Aother side is the trend on commutes to avoid interaction AT ALL COSTS! This is completely facilitated by having headphones/earbuds connected. Those same people somehow are supposed to hear commands from the conductor ( a Federal Requirement I believe? ), know when someone is saying “Excuse me” when trying to get off the train and acknowledge any other sound. Of course, the running joke about New Yorkers in the Subways is “Never make eye contact” and it is strictly adhered to! You can tell the non-Commuters … they’re the ones looking around at everyone!!!
Then there’s what I call Sleeptending; the sitting & pretending to sleep on the Commuter Train. This is an interesting activity employed a) to avoid interaction of ANY kind and, b) avoid being asked to give up the seat to someone more needy. This is usually employed by able-bodied men…usually in suits & shiny leather shoes!!!
At the first platform I used (Micro Pad), there was a really large parking lot, so many of the Commuters drove in from other areas. This made the group a bit more upscale & diverse. Lots of Execs and the odd Beautiful Person, sprinkled with a variety from earlier stops. After the move to the House, at the Yellow Line stop, I was a complete novelty! Folks were not sure what to make of me; little kids gave me a wide berth, teenagers looked at me almost in disbelief … even the pan-handlers passed me by.

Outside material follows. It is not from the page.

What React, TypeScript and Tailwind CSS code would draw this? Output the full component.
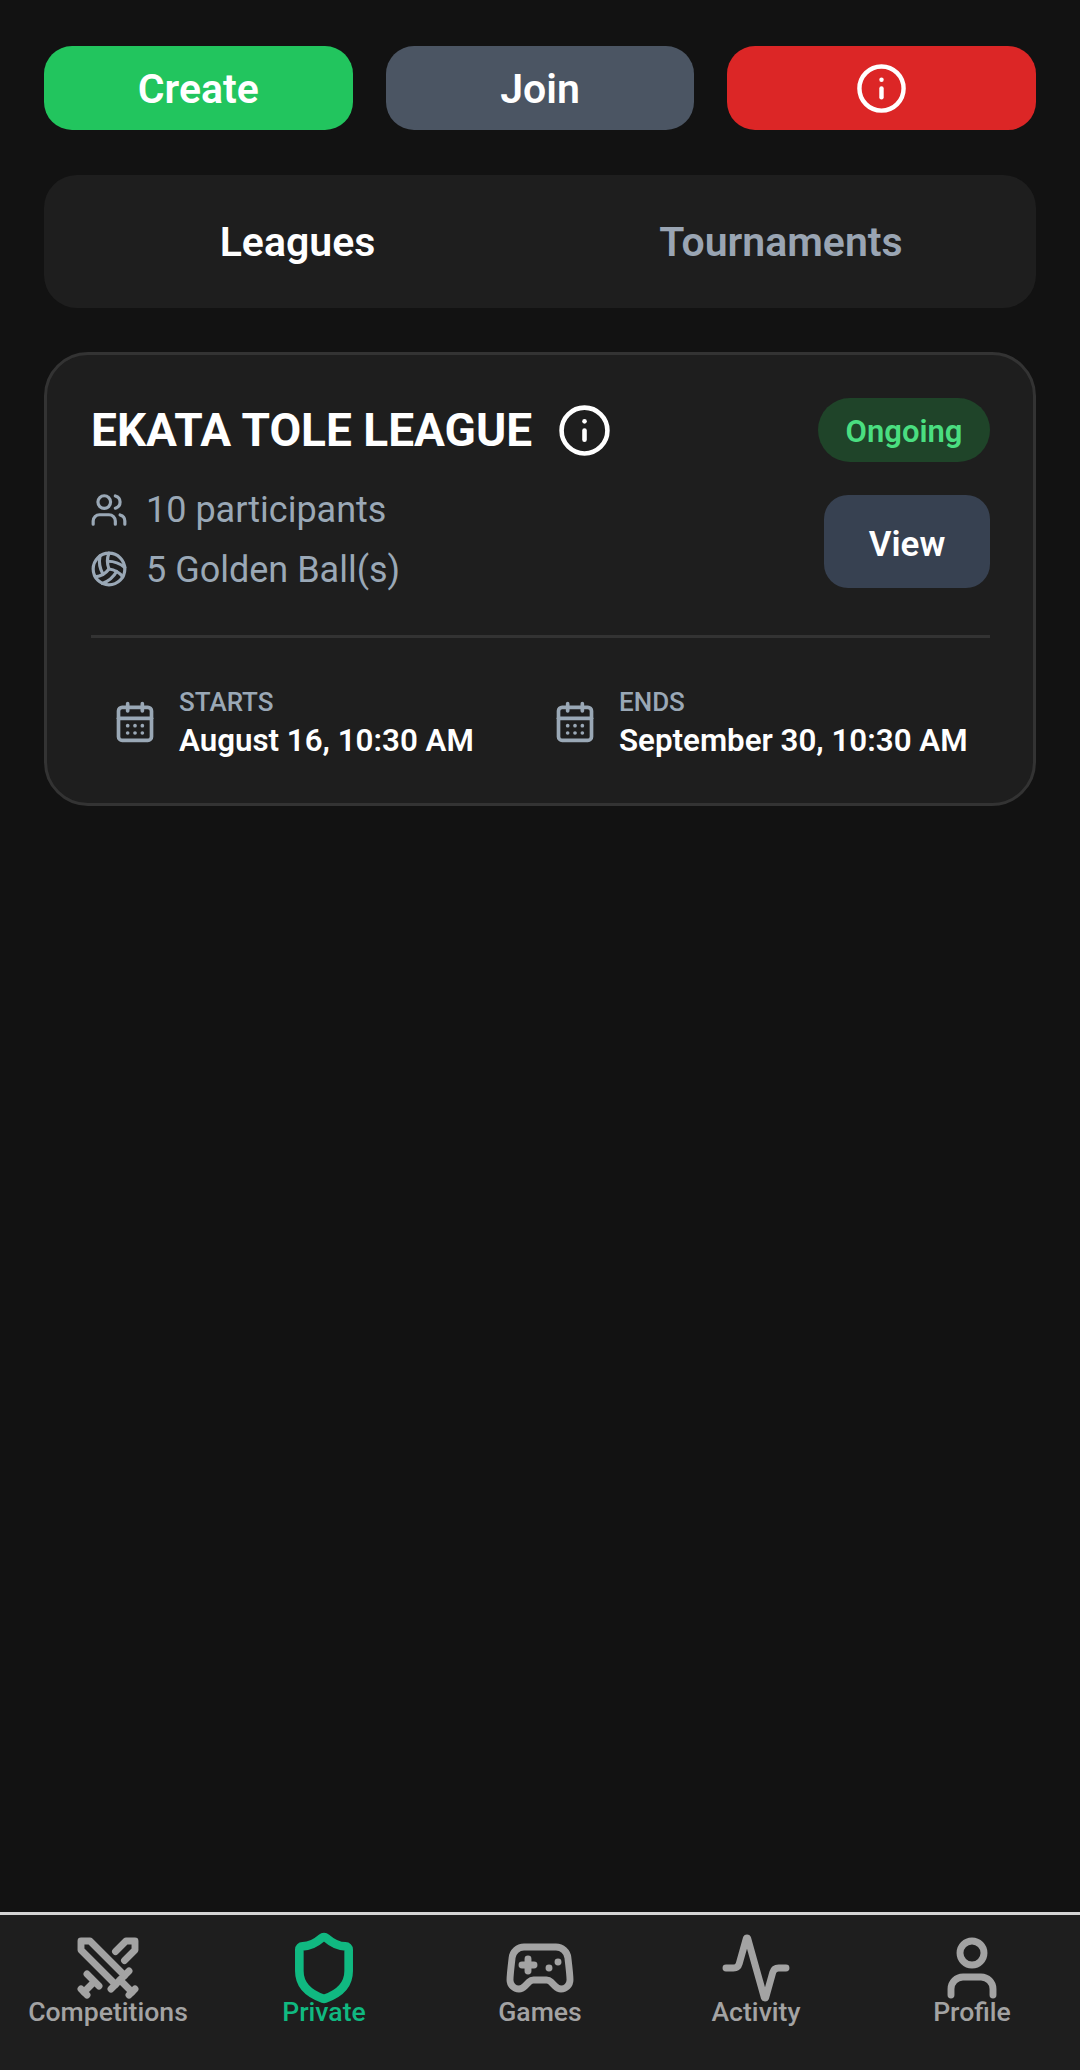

While on the Light Rail, particularly to & from the Micro Pad, my fellow passengers were varied and fall into several categories:
1) School Kids: as related earlier, they are the loudest & most profane group of them all … the GIRLS in particular. Most hogged the seats, fought in the aisles, all the while holding phones & earbuds in.
2) Older Folks: usually rode the length of the line, since the passes are free for 65+ … should get myself one! Sometimes they had small kids in tow, which were shuffled out quickly to avoid the School Kids!
3) Jane/Joe Blow: Regular folks ( like yours truly ), making their way in. Most keep to themselves, avoid eye contact, 99.9% have earbuds or headphones & fiddle with their phone the whole trip.